— START —

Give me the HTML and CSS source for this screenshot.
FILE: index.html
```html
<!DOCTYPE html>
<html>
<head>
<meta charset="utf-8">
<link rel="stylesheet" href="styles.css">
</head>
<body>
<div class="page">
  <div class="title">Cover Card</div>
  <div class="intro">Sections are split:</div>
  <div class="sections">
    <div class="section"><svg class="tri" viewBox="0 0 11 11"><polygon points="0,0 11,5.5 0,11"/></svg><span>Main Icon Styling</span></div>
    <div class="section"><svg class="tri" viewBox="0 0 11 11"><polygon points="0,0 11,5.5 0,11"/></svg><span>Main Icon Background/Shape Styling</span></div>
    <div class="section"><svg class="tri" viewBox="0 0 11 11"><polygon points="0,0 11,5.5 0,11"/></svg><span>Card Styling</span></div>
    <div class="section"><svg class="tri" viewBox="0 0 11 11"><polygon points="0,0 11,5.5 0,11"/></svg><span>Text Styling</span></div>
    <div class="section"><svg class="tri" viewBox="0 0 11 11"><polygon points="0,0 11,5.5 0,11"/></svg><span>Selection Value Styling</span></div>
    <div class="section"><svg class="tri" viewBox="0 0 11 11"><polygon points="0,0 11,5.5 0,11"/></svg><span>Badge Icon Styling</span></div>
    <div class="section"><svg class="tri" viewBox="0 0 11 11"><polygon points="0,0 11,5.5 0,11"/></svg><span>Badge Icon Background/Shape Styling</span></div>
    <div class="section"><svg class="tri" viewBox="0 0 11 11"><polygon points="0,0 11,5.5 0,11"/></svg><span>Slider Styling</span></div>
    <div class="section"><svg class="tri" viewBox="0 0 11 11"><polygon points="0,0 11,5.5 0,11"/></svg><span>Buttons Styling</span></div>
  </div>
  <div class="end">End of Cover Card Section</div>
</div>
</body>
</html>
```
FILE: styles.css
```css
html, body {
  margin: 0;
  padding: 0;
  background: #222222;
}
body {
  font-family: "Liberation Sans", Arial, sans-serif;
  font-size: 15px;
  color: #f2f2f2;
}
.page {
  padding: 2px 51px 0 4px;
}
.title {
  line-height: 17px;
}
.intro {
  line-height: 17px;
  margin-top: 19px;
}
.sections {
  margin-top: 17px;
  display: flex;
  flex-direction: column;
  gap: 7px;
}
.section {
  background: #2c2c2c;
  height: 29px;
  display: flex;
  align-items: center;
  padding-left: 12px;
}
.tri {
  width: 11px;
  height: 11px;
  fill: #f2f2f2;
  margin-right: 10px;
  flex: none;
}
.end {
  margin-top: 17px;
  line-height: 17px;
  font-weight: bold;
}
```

— END —

§ THE EXERCISE
Repeat every line of the data, exactly and in full.

§ ANSWER BELOW
Give me the HTML and CSS source for this screenshot.
FILE: index.html
```html
<!DOCTYPE html>
<html>
<head>
<meta charset="utf-8">
<link rel="stylesheet" href="styles.css">
</head>
<body>
<div class="page">
  <div class="title">Cover Card</div>
  <div class="intro">Sections are split:</div>
  <div class="sections">
    <div class="section"><svg class="tri" viewBox="0 0 11 11"><polygon points="0,0 11,5.5 0,11"/></svg><span>Main Icon Styling</span></div>
    <div class="section"><svg class="tri" viewBox="0 0 11 11"><polygon points="0,0 11,5.5 0,11"/></svg><span>Main Icon Background/Shape Styling</span></div>
    <div class="section"><svg class="tri" viewBox="0 0 11 11"><polygon points="0,0 11,5.5 0,11"/></svg><span>Card Styling</span></div>
    <div class="section"><svg class="tri" viewBox="0 0 11 11"><polygon points="0,0 11,5.5 0,11"/></svg><span>Text Styling</span></div>
    <div class="section"><svg class="tri" viewBox="0 0 11 11"><polygon points="0,0 11,5.5 0,11"/></svg><span>Selection Value Styling</span></div>
    <div class="section"><svg class="tri" viewBox="0 0 11 11"><polygon points="0,0 11,5.5 0,11"/></svg><span>Badge Icon Styling</span></div>
    <div class="section"><svg class="tri" viewBox="0 0 11 11"><polygon points="0,0 11,5.5 0,11"/></svg><span>Badge Icon Background/Shape Styling</span></div>
    <div class="section"><svg class="tri" viewBox="0 0 11 11"><polygon points="0,0 11,5.5 0,11"/></svg><span>Slider Styling</span></div>
    <div class="section"><svg class="tri" viewBox="0 0 11 11"><polygon points="0,0 11,5.5 0,11"/></svg><span>Buttons Styling</span></div>
  </div>
  <div class="end">End of Cover Card Section</div>
</div>
</body>
</html>
```
FILE: styles.css
```css
html, body {
  margin: 0;
  padding: 0;
  background: #222222;
}
body {
  font-family: "Liberation Sans", Arial, sans-serif;
  font-size: 15px;
  color: #f2f2f2;
}
.page {
  padding: 2px 51px 0 4px;
}
.title {
  line-height: 17px;
}
.intro {
  line-height: 17px;
  margin-top: 19px;
}
.sections {
  margin-top: 17px;
  display: flex;
  flex-direction: column;
  gap: 7px;
}
.section {
  background: #2c2c2c;
  height: 29px;
  display: flex;
  align-items: center;
  padding-left: 12px;
}
.tri {
  width: 11px;
  height: 11px;
  fill: #f2f2f2;
  margin-right: 10px;
  flex: none;
}
.end {
  margin-top: 17px;
  line-height: 17px;
  font-weight: bold;
}
```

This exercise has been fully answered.